Luckily, this is a far superior film to most of those I mentioned, based on the Jeanne Ryan’s 2012 novel. While The Running Man envisioned all-powerful TV networks running modern day gladiatorial contests for huge audiences, this century has actually seen the growth of totally new ways of viewing our entertainment. Everyone reading this could see someone doing something very stupid right now in their Facebook newsfeed for the sake of a few thousand followers. Nerve takes this idea and just slightly twists it: what if the people doing these stupid things got paid directly by those watching?
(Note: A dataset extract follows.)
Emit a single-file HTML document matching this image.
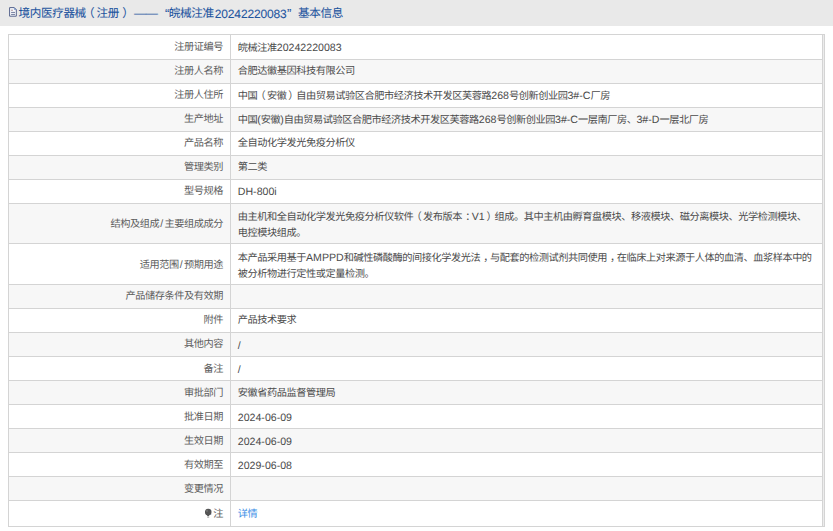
<!DOCTYPE html><html lang="zh-CN"><head><meta charset="utf-8"><style>
html,body{margin:0;padding:0;background:#fff;width:833px;height:531px;overflow:hidden}
body{text-rendering:geometricPrecision;text-spacing-trim:space-all;font-family:"Liberation Sans",sans-serif;position:relative;color:#333}
.hd{position:absolute;left:0;top:0;width:833px;height:26px;background:#e9e9e9}
.tt{position:absolute;top:5.8px;letter-spacing:-0.37px;-webkit-text-stroke:0.08px #1f559f;height:16px;line-height:16px;font-size:11.6px;color:#1f559f;white-space:nowrap}
.tt.l{font-size:12px;letter-spacing:-0.15px}
.tt.q{font-size:13px;letter-spacing:0}
.tt.d{transform:scaleX(1.05);transform-origin:0 0}
.ic{position:absolute;left:8px;top:6px;width:11px;height:12px}
.r{position:absolute;left:8px;width:814px}
.g{background:#f7f7f7}
.hl{position:absolute;left:8px;width:817px;height:1px;background:#d4d4d4}
.vl{position:absolute;top:34px;width:1px;height:493px;background:#d4d4d4}
.lb{position:absolute;right:610px;white-space:nowrap;font-size:10.2px;letter-spacing:-0.44px;color:#5c5c5c;text-align:right}
.vv{position:absolute;left:237.8px;white-space:nowrap;font-size:10.2px;letter-spacing:-0.44px;color:#4a4a4a}
.vv .l,.lb .l{font-size:10.6px;letter-spacing:0;position:relative;top:0.4px}
.lk{color:#3a8ee6}
.lb .l{margin:0 1.2px}
.po{position:relative;left:-1.8px}
.pc{position:relative;left:1.8px}
.pm{position:relative;left:3.2px}
.pk{position:relative;left:3px}
.pin{display:inline-block;width:8px;height:11px;vertical-align:-1px;margin-right:0px}
</style></head><body>
<div class="hd"></div>
<svg class="ic" viewBox="0 0 11 12"><path d="M1.6 1.6H6.3L8.3 3.6V10.2H1.6Z" fill="#fafbfd" stroke="#56638c" stroke-width="1"/><path d="M6.3 1.8V3.6H8.1Z" fill="#8fb3e6" stroke="#6c86b8" stroke-width="0.6"/><path d="M3.1 4.2H4.9" stroke="#9a7a80" stroke-width="0.9"/><path d="M3.1 6.4H7M3.1 8.4H7" stroke="#5f6b90" stroke-width="0.9"/></svg>
<div class="tt " style="left:18.5px">境内医疗器械</div>
<div class="tt " style="left:83.0px">（</div>
<div class="tt " style="left:96.5px">注册</div>
<div class="tt " style="left:122.2px">）</div>
<div class="tt d" style="left:133.5px">——</div>
<div class="tt q" style="left:165.0px">“</div>
<div class="tt " style="left:168.8px">皖械注准</div>
<div class="tt l" style="left:214.8px">20242220083</div>
<div class="tt q" style="left:287.0px">”</div>
<div class="tt " style="left:298.0px">基本信息</div>
<div class="r" style="top:35px;height:24px"></div>
<div class="r g" style="top:60px;height:23px"></div>
<div class="r" style="top:84px;height:23px"></div>
<div class="r g" style="top:108px;height:23px"></div>
<div class="r" style="top:132px;height:23px"></div>
<div class="r g" style="top:156px;height:23px"></div>
<div class="r" style="top:180px;height:23px"></div>
<div class="r g" style="top:204px;height:39px"></div>
<div class="r" style="top:244px;height:40px"></div>
<div class="r g" style="top:285px;height:23px"></div>
<div class="r" style="top:309px;height:23px"></div>
<div class="r g" style="top:333px;height:23px"></div>
<div class="r" style="top:357px;height:23px"></div>
<div class="r g" style="top:381px;height:23px"></div>
<div class="r" style="top:405px;height:23px"></div>
<div class="r g" style="top:429px;height:23px"></div>
<div class="r" style="top:453px;height:23px"></div>
<div class="r g" style="top:477px;height:23px"></div>
<div class="r" style="top:501px;height:25px"></div>
<div class="hl" style="top:34px;width:817px"></div>
<div class="hl" style="top:59px;width:815px"></div>
<div class="hl" style="top:83px;width:815px"></div>
<div class="hl" style="top:107px;width:815px"></div>
<div class="hl" style="top:131px;width:815px"></div>
<div class="hl" style="top:155px;width:815px"></div>
<div class="hl" style="top:179px;width:815px"></div>
<div class="hl" style="top:203px;width:815px"></div>
<div class="hl" style="top:243px;width:815px"></div>
<div class="hl" style="top:284px;width:815px"></div>
<div class="hl" style="top:308px;width:815px"></div>
<div class="hl" style="top:332px;width:815px"></div>
<div class="hl" style="top:356px;width:815px"></div>
<div class="hl" style="top:380px;width:815px"></div>
<div class="hl" style="top:404px;width:815px"></div>
<div class="hl" style="top:428px;width:815px"></div>
<div class="hl" style="top:452px;width:815px"></div>
<div class="hl" style="top:476px;width:815px"></div>
<div class="hl" style="top:500px;width:815px"></div>
<div class="hl" style="top:526px;width:817px"></div>
<div style="position:absolute;left:823px;top:35px;width:1px;height:491px;background:#ececec"></div>
<div class="vl" style="left:8px"></div>
<div class="vl" style="left:230px"></div>
<div class="vl" style="left:822px"></div>
<div class="vl" style="left:824px"></div>
<div class="lb" style="top:39.60px;line-height:16px">注册证编号</div>
<div class="vv" style="top:39.60px;line-height:16px">皖械注准<span class=l>20242220083</span></div>
<div class="lb" style="top:64.10px;line-height:16px">注册人名称</div>
<div class="vv" style="top:64.10px;line-height:16px">合肥达徽基因科技有限公司</div>
<div class="lb" style="top:88.10px;line-height:16px">注册人住所</div>
<div class="vv" style="top:88.10px;line-height:16px">中国<span class=po>（</span>安徽<span class=pc>）</span>自由贸易试验区合肥市经济技术开发区芙蓉路<span class=l>268</span>号创新创业园<span class=l>3#-C</span>厂房</div>
<div class="lb" style="top:112.10px;line-height:16px">生产地址</div>
<div class="vv" style="top:112.10px;line-height:16px">中国<span class=l>(</span>安徽<span class=l>)</span>自由贸易试验区合肥市经济技术开发区芙蓉路<span class=l>268</span>号创新创业园<span class=l>3#-C</span>一层南厂房、<span class=l>3#-D</span>一层北厂房</div>
<div class="lb" style="top:136.10px;line-height:16px">产品名称</div>
<div class="vv" style="top:136.10px;line-height:16px">全自动化学发光免疫分析仪</div>
<div class="lb" style="top:160.10px;line-height:16px">管理类别</div>
<div class="vv" style="top:160.10px;line-height:16px">第二类</div>
<div class="lb" style="top:184.10px;line-height:16px">型号规格</div>
<div class="vv" style="top:184.10px;line-height:16px"><span class=l>DH-800i</span></div>
<div class="lb" style="top:216.10px;line-height:16px">结构及组成<span class=l>/</span>主要组成成分</div>
<div class="vv" style="top:209.00px;line-height:16px">由主机和全自动化学发光免疫分析仪软件<span class=po>（</span>发布版本<span class=pm>：</span><span class=l>V1</span><span class=pc>）</span>组成。其中主机由孵育盘模块、移液模块、磁分离模块、光学检测模块、<br>电控模块组成。</div>
<div class="lb" style="top:256.60px;line-height:16px">适用范围<span class=l>/</span>预期用途</div>
<div class="vv" style="top:249.50px;line-height:16px">本产品采用基于<span class=l>AMPPD</span>和碱性磷酸酶的间接化学发光法<span class=pk>，</span>与配套的检测试剂共同使用<span class=pk>，</span>在临床上对来源于人体的血清、血浆样本中的<br>被分析物进行定性或定量检测。</div>
<div class="lb" style="top:289.35px;line-height:16px">产品储存条件及有效期</div>
<div class="vv" style="top:289.35px;line-height:16px"></div>
<div class="lb" style="top:313.35px;line-height:16px">附件</div>
<div class="vv" style="top:313.35px;line-height:16px">产品技术要求</div>
<div class="lb" style="top:337.35px;line-height:16px">其他内容</div>
<div class="vv" style="top:337.35px;line-height:16px"><span class=l>/</span></div>
<div class="lb" style="top:361.60px;line-height:16px">备注</div>
<div class="vv" style="top:361.60px;line-height:16px"><span class=l>/</span></div>
<div class="lb" style="top:385.60px;line-height:16px">审批部门</div>
<div class="vv" style="top:385.60px;line-height:16px">安徽省药品监督管理局</div>
<div class="lb" style="top:409.60px;line-height:16px">批准日期</div>
<div class="vv" style="top:409.60px;line-height:16px"><span class=l>2024-06-09</span></div>
<div class="lb" style="top:433.60px;line-height:16px">生效日期</div>
<div class="vv" style="top:433.60px;line-height:16px"><span class=l>2024-06-09</span></div>
<div class="lb" style="top:457.60px;line-height:16px">有效期至</div>
<div class="vv" style="top:457.60px;line-height:16px"><span class=l>2029-06-08</span></div>
<div class="lb" style="top:481.60px;line-height:16px">变更情况</div>
<div class="vv" style="top:481.60px;line-height:16px"></div>
<div class="lb" style="top:506.60px;line-height:16px"><svg class=pin viewBox='0 0 8 11'><circle cx='3.2' cy='5.1' r='3.3' fill='#555'/><path d='M3.6 2.2a3 3 0 0 1 2.6 2.6V6.6L5 8H6.2V4.8z' fill='#4a5a78' opacity='0.6'/><path d='M1.9 7.2H4.5L4 9.3H2.4Z' fill='#555'/><circle cx='2' cy='3.9' r='0.7' fill='#9a9a9a'/><rect x='2.2' y='9.8' width='2' height='0.8' fill='#9a9a9a'/></svg>注</div>
<div class="vv" style="top:506.60px;line-height:16px"><span class=lk>详情</span></div>
</body></html>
We start with a young woman opening her Spotify and checking her email. Vee Delmonico (Emma Roberts) has been accepted into the California Institute of Arts, but is struggling whether to accept or not. She lives in Staten Island with her mother (Juliette Lewis), and cannot afford to move out, having got a scholarship to a local college. The two also are still mourning the death of Vee’s older brother a few years earlier, which has made Vee slightly intorverted and timid.
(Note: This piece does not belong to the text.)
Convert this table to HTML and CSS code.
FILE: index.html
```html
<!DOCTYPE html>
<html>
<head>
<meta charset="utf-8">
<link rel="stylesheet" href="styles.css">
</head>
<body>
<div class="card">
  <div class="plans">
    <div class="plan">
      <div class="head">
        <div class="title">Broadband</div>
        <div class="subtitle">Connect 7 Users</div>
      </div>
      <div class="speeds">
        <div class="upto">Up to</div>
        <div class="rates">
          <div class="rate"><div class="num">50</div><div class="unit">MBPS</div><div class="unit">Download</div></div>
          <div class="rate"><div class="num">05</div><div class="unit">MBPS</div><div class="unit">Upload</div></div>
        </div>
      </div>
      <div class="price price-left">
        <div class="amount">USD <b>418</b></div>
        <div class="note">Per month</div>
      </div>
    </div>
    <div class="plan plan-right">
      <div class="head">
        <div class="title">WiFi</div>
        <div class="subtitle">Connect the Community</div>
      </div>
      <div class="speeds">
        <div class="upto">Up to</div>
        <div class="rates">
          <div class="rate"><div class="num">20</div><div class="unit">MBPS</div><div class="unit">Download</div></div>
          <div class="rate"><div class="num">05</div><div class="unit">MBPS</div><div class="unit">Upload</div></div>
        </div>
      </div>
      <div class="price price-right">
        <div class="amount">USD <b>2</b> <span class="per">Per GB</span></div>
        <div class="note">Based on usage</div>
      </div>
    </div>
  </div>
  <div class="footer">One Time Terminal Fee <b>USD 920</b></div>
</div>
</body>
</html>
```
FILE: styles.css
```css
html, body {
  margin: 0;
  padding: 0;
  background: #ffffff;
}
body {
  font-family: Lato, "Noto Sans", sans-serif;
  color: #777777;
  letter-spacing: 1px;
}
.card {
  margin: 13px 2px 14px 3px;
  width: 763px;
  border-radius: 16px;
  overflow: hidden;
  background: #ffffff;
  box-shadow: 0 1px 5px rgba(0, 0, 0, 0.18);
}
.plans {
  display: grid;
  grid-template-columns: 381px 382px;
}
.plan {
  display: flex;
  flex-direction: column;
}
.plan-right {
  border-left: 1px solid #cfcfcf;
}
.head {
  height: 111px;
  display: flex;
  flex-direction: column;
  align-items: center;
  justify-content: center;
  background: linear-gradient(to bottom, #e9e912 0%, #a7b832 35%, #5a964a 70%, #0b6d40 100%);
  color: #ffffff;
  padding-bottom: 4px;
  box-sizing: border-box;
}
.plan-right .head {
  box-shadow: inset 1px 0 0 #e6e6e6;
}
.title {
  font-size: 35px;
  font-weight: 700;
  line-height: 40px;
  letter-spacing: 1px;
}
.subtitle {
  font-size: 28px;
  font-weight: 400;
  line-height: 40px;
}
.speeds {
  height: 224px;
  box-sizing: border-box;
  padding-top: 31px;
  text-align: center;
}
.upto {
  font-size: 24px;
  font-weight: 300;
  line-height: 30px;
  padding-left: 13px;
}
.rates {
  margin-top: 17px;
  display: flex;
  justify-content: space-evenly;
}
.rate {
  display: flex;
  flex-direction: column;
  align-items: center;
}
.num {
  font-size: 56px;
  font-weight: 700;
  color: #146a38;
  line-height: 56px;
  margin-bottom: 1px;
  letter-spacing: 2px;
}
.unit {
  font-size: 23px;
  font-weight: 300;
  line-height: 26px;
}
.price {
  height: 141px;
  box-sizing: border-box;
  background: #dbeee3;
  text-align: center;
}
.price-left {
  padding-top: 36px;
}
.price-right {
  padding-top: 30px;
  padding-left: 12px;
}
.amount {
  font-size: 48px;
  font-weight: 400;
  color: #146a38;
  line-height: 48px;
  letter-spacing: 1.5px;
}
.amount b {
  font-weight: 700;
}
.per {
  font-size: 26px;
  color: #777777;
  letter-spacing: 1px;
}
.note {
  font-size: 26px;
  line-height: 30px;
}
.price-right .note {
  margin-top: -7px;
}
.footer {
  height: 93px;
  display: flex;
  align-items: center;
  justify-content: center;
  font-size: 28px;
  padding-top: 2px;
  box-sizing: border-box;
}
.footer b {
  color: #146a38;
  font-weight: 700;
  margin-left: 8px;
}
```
Vee’s one creative outlet seems to be her photography, and she seems to particularly enjoy taking pictures of football player JP, much to the amusement (and bemusement) of her friends Sydney (Emily Meade) and Tommy (Miles Heizer). After an embarrassing incident with JP and encouragement from Nerve player Sydney, Vee decides to throw off her shackles and play Nerve, “a game of truth or dare – without the truth”. Upon signing up, you must choose whether to be a watcher or a player. Players get paid to do dares by the anonymous watchers, who have to pay to watch. The more watchers you have, the more you can earn from the dares. And the more high risk dares you do – the more watchers you will get.
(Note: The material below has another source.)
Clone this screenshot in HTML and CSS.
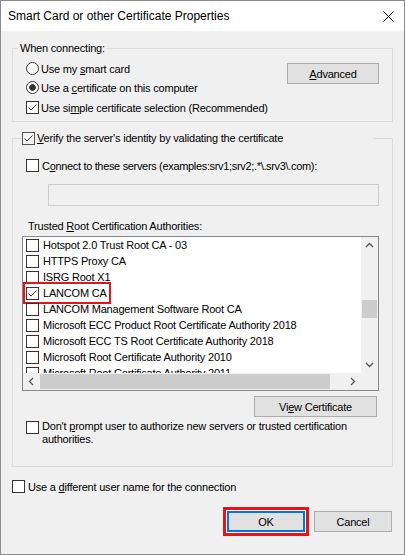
FILE: index.html
```html
<!DOCTYPE html>
<html>
<head>
<meta charset="utf-8">
<title>Smart Card or other Certificate Properties</title>
<link rel="stylesheet" href="styles.css">
</head>
<body>
<div class="window">
  <div class="titlebar">
    <span class="title">Smart Card or other Certificate Properties</span>
    <svg class="close" width="11" height="11" viewBox="0 0 11 11"><path d="M0.5 0.5 L10.5 10.5 M10.5 0.5 L0.5 10.5" stroke="#000" stroke-width="1" fill="none"/></svg>
  </div>
  <div class="content">
    <fieldset class="group">
      <legend class="legend-text">When connecting:</legend>
      <div class="connect-body">
        <div class="radio-col">
          <div class="row"><span class="radio"></span><span>Use my <u>s</u>mart card</span></div>
          <div class="row"><span class="radio checked"></span><span>Use a <u>c</u>ertificate on this computer</span></div>
        </div>
        <button class="btn btn-adv"><u>A</u>dvanced</button>
        <div class="row row-simple"><span class="cb"><svg width="11" height="11" viewBox="0 0 11 11"><path d="M1.5 5.5 L4 8 L9.5 2.5" stroke="#333" stroke-width="1" fill="none"/></svg></span><span>Use si<u>m</u>ple certificate selection (Recommended)</span></div>
      </div>
    </fieldset>

    <fieldset class="group group-verify">
      <legend class="legend-check"><span class="cb cb-soft"><svg width="11" height="11" viewBox="0 0 11 11"><path d="M1.5 5.5 L4 8 L9.5 2.5" stroke="#333" stroke-width="1" fill="none"/></svg></span><span><u>V</u>erify the server's identity by validating the certificate</span></legend>
      <div class="verify-body">
        <div class="connect-row"><span class="cb"></span><span class="tight">C<u>o</u>nnect to these servers (examples:srv1;srv2;.*\.srv3\.com):</span></div>
        <div class="server-input"></div>
        <div class="list-label">Trusted <u>R</u>oot Certification Authorities:</div>
        <div class="listbox">
          <div class="list-items">
            <div class="item"><span class="cb"></span><span>Hotspot 2.0 Trust Root CA - 03</span></div>
            <div class="item"><span class="cb"></span><span>HTTPS Proxy CA</span></div>
            <div class="item"><span class="cb"></span><span>ISRG Root X1</span></div>
            <div class="item"><span class="mark"><span class="cb"><svg width="11" height="11" viewBox="0 0 11 11"><path d="M1.5 5.5 L4 8 L9.5 2.5" stroke="#333" stroke-width="1" fill="none"/></svg></span><span>LANCOM CA</span></span></div>
            <div class="item"><span class="cb"></span><span>LANCOM Management Software Root CA</span></div>
            <div class="item"><span class="cb"></span><span>Microsoft ECC Product Root Certificate Authority 2018</span></div>
            <div class="item"><span class="cb"></span><span>Microsoft ECC TS Root Certificate Authority 2018</span></div>
            <div class="item"><span class="cb"></span><span>Microsoft Root Certificate Authority 2010</span></div>
            <div class="item"><span class="cb"></span><span>Microsoft Root Certificate Authority 2011</span></div>
          </div>
          <div class="vscroll">
            <span class="sb-btn"><svg width="17" height="17" viewBox="0 0 17 17"><path d="M5 10 L8.5 6.5 L12 10" stroke="#555" stroke-width="1.3" fill="none"/></svg></span>
            <span class="vtrack"><span class="vthumb"></span></span>
            <span class="sb-btn"><svg width="17" height="17" viewBox="0 0 17 17"><path d="M5 7 L8.5 10.5 L12 7" stroke="#555" stroke-width="1.3" fill="none"/></svg></span>
          </div>
          <div class="hscroll">
            <span class="sb-btn"><svg width="17" height="17" viewBox="0 0 17 17"><path d="M10 5 L6.5 8.5 L10 12" stroke="#555" stroke-width="1.3" fill="none"/></svg></span>
            <span class="htrack"><span class="hthumb"></span></span>
            <span class="sb-btn"><svg width="17" height="17" viewBox="0 0 17 17"><path d="M7 5 L10.5 8.5 L7 12" stroke="#555" stroke-width="1.3" fill="none"/></svg></span>
          </div>
          <div class="corner"></div>
        </div>
        <button class="btn btn-view">Vi<u>e</u>w Certificate</button>
        <div class="prompt-row"><span class="cb"></span><span class="prompt-text">Don't <u>p</u>rompt user to authorize new servers or trusted certification<br>authorities.</span></div>
      </div>
    </fieldset>

    <div class="diff-row"><span class="cb"></span><span>Use a <u>d</u>ifferent user name for the connection</span></div>

    <div class="actions">
      <button class="btn btn-ok">OK</button>
      <button class="btn btn-cancel">Cancel</button>
    </div>
  </div>
</div>
</body>
</html>
```

FILE: styles.css
```css
* { box-sizing: border-box; }
html, body { margin: 0; padding: 0; }
body {
  width: 405px;
  height: 555px;
  background: #fff;
  font-family: "Liberation Sans", Arial, sans-serif;
  font-size: 11px;
  letter-spacing: -0.2px;
  color: #000;
}
u { text-decoration: underline; text-underline-offset: 1px; }

.window {
  width: 405px;
  height: 555px;
  border: 1px solid #8a8a8a;
  background: #f0f0f0;
  display: flex;
  flex-direction: column;
}
.titlebar {
  flex: none;
  height: 30px;
  background: #fff;
  display: flex;
  align-items: center;
  justify-content: space-between;
  padding: 0 10px 0 7px;
}
.title {
  font-family: "Liberation Sans", Arial, sans-serif;
  font-size: 12px;
  letter-spacing: 0;
  color: #000;
}
.close { display: block; }

.content {
  flex: 1;
  display: flex;
  flex-direction: column;
  padding: 11px 11px 0 11px;
}

.group {
  margin: 0;
  padding: 0;
  border: 1px solid #dcdcdc;
  min-width: 0;
}
.group legend {
  padding: 0;
  height: 13px;
  line-height: 13px;
}
.legend-text { margin-left: 5px; padding: 0 2px !important; }

.connect-body {
  display: grid;
  grid-template-columns: 1fr auto;
  padding: 4px 13px 4px 13px;
}
.row {
  height: 19px;
  display: flex;
  align-items: center;
  gap: 2px;
  white-space: nowrap;
}
.row-simple { grid-column: 1 / -1; margin-top: 1px; }
.radio {
  flex: none;
  width: 13px;
  height: 13px;
  border: 1px solid #333;
  border-radius: 50%;
  background: #fff;
}
.radio.checked { background: radial-gradient(circle, #333 0, #333 3px, #fff 3.6px); }

.cb {
  flex: none;
  width: 13px;
  height: 13px;
  border: 1px solid #333;
  background: #fff;
  display: inline-flex;
}
.cb svg { display: block; }
.cb-soft { border-color: #555; background: #f4f4f4; }

.btn {
  font-family: "Liberation Sans", Arial, sans-serif;
  font-size: 11px;
  letter-spacing: -0.2px;
  color: #000;
  background: #e1e1e1;
  border: 1px solid #adadad;
  height: 21px;
  padding: 0;
  margin: 0;
  border-radius: 0;
}
.btn-adv { width: 92px; align-self: start; margin-top: 4px; }

.group-verify { margin-top: 10px; }
.legend-check {
  margin-left: 9px;
  width: 351px;
  display: flex;
  align-items: center;
  gap: 2px;
  white-space: nowrap;
}
.verify-body {
  display: flex;
  flex-direction: column;
  padding: 0 13px 20px 9px;
}
.connect-row {
  margin-top: 14px;
  margin-left: 4px;
  height: 13px;
  display: flex;
  align-items: center;
  gap: 3px;
  white-space: nowrap;
}
.tight { letter-spacing: -0.33px; }
.server-input {
  margin-top: 12px;
  margin-left: 26px;
  height: 22px;
  border: 1px solid #cccccc;
  background: #f0f0f0;
}
.list-label {
  margin-top: 14px;
  margin-left: 6px;
  height: 13px;
  line-height: 13px;
}
.listbox {
  margin-top: 3px;
  height: 155px;
  border: 1px solid #828790;
  display: grid;
  grid-template-columns: 1fr 17px;
  grid-template-rows: 1fr 17px;
  background: #f0f0f0;
}
.list-items {
  background: #fff;
  overflow: hidden;
  min-width: 0;
  min-height: 0;
}
.item {
  height: 16px;
  display: flex;
  align-items: center;
  gap: 4px;
  padding-left: 3px;
  white-space: nowrap;
}
.mark {
  display: flex;
  align-items: center;
  gap: 4px;
  height: 16px;
  padding-right: 1px;
  outline: 2px solid #e3141c;
  outline-offset: 1px;
}
.vscroll {
  display: flex;
  flex-direction: column;
  background: #f0f0f0;
}
.sb-btn {
  flex: none;
  width: 17px;
  height: 17px;
  display: flex;
  align-items: center;
  justify-content: center;
}
.sb-btn svg { display: block; }
.vtrack { flex: 1; display: flex; flex-direction: column; align-items: center; }
.vthumb { margin-top: 46px; width: 15px; height: 18px; background: #cdcdcd; }
.hscroll {
  display: flex;
  background: #f0f0f0;
  min-width: 0;
}
.htrack { flex: 1; display: flex; align-items: center; }
.hthumb { width: 290px; height: 15px; background: #cdcdcd; }
.corner { background: #f0f0f0; }

.btn-view {
  margin-top: 5px;
  align-self: flex-end;
  margin-right: 2px;
  width: 123px;
}
.prompt-row {
  margin-top: 3px;
  margin-left: 4px;
  display: flex;
  align-items: flex-start;
  gap: 3px;
  line-height: 13px;
}
.prompt-row .cb { margin-top: 1px; }

.diff-row {
  margin-top: 13px;
  height: 13px;
  display: flex;
  align-items: center;
  gap: 3px;
  white-space: nowrap;
}

.actions {
  margin-top: 18px;
  display: flex;
  justify-content: flex-end;
  gap: 9px;
  padding-right: 1px;
}
.btn-ok, .btn-cancel { width: 78px; }
.btn-ok {
  border-color: #0078d7;
  box-shadow: inset 0 0 0 1px #0078d7, 0 0 0 1px #f8f8f8, 0 0 0 4px #e3141c;
}
```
Vee decides become a player, and her first dare introduces her to fellow player Ian (Dave Franco) when she has to kiss a stranger for $100. They start to accumulate watchers and so move up the virtual leaderboard with a series of small scale dares, but as the dares get more dangerous, Vee’s friends start to get concerned. What does she actually know about Ian, and how far is he willing to go to win the game? Can Vee trust him? And what does the game have in store for the pair?
Straight up, Nerve is a very enjoyable film. The characters of Vee and Ian are likable, Emma Roberts keeps Vee interesting and slightly timid without being annoyingly quirky. In another film, she would be the manic pixie dream girl who helps the guy do the right thing and “find himself”, but the film really is hers. Dave Franco is cool, troubled but again not so much to be a cliche. Colson Baker (aka Machine Gun Kelly) is also surprisingly good as the slightly sinister other player Ty, who I’m glad has recovered from the last time I saw him:
Catfish directors Henry Joost and Ariel Shooman are an interesting choice, bringing the social media aspect of the film to the fore, especially early on in the film. Also, screenplay writer Jessica Sharzer has been involved with the impressive American Horror Story, and adds a few horror strands to the story. There are also a load of nice visual touches, the cameras gliching during some of the Skype conversations made me chuckle, and the script feels very natural early on, establishing the friendship between Vee and her group. Obviously I have no idea anymore, but I imagine that teenagers do actually talk to each other like this. And any film that uses a Roy Orbison song in a pivotal scene is onto a winner with me.
That’s not to say this is a perfect film. The “Nerve” game doesn’t quite hold together (it seems to switch from being all about gaining watchers to earning money) and the realistic relationships and interactions from the beginning are replaced with generic film “friendships” where characters fall out but are then friends again literally minutes later, but really these are minor points in a very enjoyable film.
Nerve is a nice little film with a pair of likable leads in Roberts and Franco. In the middle of a summer of misfiring, bloated blockbusters, do yourself a favour and go and see this. A thoroughly enjoyable way to spend 90 minutes.
Nerve is in cinemas in the UK now, and the book is available on Amazon and at all good bookstores. Probably.